Three Answers from the Web 2.0 Summit


I couldn’t make the Web 2.0 Summit a couple weeks ago, but my colleague Jay Hallberg (Co-founder and VP of Marketing for Spiceworks) was there and answered my top three questions:

If I were a brand company…. top three things… that would help my business:

1) Web 2.0 is moving into ‘adulthood’ and changing industries.  There was a general feeling that web 2.0 has grown up.  In fact, the Red Herring had a great piece on this:  "Is Web 2.0 Growing Up?".  Collaborative technologies are solving problems for enterprises and entire industries.  It’s no longer about whether your CEO has a blog or your company has a wiki.  You better be paying attention to how Web 2.0 is helping your competitor or turning your company upside down.  Half of the companies featured in the prestigious Launch Pad were "B2B":  Cleverset optimizes website revenue, ClickForensics analyzes PPC click fraud, and Spiceworks (my company) has introduced free, ad-supported IT applications.  Some of the crowd bemoaned the fact that Web 2.0 is no longer about the next YouTube or Flickr — it’s now about how it’s impacting the bottom-line or up-ending industries.  If you are still talking about blogs and wikis you may have missed the boat.

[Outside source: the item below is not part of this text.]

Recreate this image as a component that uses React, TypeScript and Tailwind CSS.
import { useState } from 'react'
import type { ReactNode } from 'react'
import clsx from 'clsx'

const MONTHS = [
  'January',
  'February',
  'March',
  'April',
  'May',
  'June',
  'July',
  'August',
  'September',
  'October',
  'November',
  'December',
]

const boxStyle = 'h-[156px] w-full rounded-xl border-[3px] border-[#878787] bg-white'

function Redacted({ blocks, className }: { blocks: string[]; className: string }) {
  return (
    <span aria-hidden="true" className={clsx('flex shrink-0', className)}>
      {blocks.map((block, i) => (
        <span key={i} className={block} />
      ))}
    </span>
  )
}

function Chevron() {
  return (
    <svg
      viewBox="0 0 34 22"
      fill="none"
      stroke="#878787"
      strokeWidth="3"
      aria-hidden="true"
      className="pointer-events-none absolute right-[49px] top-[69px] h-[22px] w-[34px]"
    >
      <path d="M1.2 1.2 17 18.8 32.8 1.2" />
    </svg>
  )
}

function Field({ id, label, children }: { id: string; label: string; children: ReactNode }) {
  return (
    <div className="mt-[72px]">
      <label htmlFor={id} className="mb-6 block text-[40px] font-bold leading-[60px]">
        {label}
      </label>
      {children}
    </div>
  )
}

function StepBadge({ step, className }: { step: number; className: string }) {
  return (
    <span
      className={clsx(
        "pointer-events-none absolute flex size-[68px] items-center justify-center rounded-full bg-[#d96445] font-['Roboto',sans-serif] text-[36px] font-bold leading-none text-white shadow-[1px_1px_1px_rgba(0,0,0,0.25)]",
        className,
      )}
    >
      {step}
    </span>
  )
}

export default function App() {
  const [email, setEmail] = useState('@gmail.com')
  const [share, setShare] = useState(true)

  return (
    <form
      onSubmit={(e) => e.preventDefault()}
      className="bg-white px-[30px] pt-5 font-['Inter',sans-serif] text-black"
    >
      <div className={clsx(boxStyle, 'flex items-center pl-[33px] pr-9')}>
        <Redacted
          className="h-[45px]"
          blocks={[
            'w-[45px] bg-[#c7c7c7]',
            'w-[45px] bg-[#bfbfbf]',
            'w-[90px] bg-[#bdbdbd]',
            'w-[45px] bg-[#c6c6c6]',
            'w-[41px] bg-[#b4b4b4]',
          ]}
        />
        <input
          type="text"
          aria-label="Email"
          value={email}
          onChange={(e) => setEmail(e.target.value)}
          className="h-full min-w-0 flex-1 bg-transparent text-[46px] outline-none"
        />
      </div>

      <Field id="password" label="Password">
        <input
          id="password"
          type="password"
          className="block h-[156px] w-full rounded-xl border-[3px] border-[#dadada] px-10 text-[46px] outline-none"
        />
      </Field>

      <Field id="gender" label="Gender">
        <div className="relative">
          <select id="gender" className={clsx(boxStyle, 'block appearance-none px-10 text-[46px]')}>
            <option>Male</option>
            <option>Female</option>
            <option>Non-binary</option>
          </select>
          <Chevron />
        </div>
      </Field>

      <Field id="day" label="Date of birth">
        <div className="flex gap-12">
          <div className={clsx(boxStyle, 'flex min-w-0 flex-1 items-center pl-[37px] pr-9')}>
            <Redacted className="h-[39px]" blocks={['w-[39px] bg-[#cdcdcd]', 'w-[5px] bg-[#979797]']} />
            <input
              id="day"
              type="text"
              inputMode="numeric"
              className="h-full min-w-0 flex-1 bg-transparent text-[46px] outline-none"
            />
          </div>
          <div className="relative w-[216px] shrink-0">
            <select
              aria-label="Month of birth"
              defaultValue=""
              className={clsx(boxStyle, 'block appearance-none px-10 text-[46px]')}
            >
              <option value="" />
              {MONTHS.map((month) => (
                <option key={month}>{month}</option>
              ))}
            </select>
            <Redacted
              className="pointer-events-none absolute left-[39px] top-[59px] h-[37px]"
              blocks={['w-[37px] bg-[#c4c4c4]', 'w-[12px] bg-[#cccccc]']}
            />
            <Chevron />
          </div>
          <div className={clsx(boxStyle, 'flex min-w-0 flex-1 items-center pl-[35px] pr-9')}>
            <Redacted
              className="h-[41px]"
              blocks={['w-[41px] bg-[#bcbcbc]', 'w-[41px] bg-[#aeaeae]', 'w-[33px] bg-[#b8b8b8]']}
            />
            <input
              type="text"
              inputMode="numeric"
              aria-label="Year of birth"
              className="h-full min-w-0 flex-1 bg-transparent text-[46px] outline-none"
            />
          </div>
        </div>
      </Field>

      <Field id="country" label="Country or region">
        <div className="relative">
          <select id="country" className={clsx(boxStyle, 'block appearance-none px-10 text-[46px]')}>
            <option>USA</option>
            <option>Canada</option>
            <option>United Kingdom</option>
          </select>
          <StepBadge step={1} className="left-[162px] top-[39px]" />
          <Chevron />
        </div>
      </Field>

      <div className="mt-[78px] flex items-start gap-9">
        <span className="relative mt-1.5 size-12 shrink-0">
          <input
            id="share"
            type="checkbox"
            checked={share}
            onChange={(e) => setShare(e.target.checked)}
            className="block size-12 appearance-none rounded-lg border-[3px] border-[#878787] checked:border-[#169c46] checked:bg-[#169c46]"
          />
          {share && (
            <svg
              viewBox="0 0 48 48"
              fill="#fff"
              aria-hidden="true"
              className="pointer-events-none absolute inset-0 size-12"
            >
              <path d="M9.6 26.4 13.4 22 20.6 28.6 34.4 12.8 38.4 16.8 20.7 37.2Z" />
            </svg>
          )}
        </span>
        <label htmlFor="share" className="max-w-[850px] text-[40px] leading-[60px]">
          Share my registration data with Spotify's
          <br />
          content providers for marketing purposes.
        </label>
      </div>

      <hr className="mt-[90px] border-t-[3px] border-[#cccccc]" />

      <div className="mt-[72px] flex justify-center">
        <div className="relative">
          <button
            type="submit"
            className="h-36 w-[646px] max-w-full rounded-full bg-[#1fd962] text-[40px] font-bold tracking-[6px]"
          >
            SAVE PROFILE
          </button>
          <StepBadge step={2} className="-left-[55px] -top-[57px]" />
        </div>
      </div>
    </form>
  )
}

2) "Online" is everything.  Brian McAndrews who runs Microsoft’s ad business really nailed it when said that within 5 years online will be the center of all media, marketing and advertising strategies.  It’s where people should start.  Frankly, it’s hard to believe that this isn’t already the case but sadly, it’s under-represented both in terms of spend and in planning.  I think the stats are something like people are spending 30% of their ‘media consumption’ time online but only 5% or 10% of ad dollars are spent there.  (I’d have to dig up the stats but I think I’m in the ballpark).  Over the next 5 years I’m sure we’ll see time shift even higher and ad dollars will race to catch up.  At some point marketers will craft their strategies with ‘online’ (PC, phone, video games, apps, etc.) as the foundation.

3) Less is more.  Evan Williams of Twitter gave an elegant presentation on how you can build great products and services by taking out features and functions.  Strip it down to the basics.  And he kept his slides simple and short.  As I will this answer.

Top three cool companies:

Two of the coolest companies were fellow Launchpad participants: Tripit and Cleverset.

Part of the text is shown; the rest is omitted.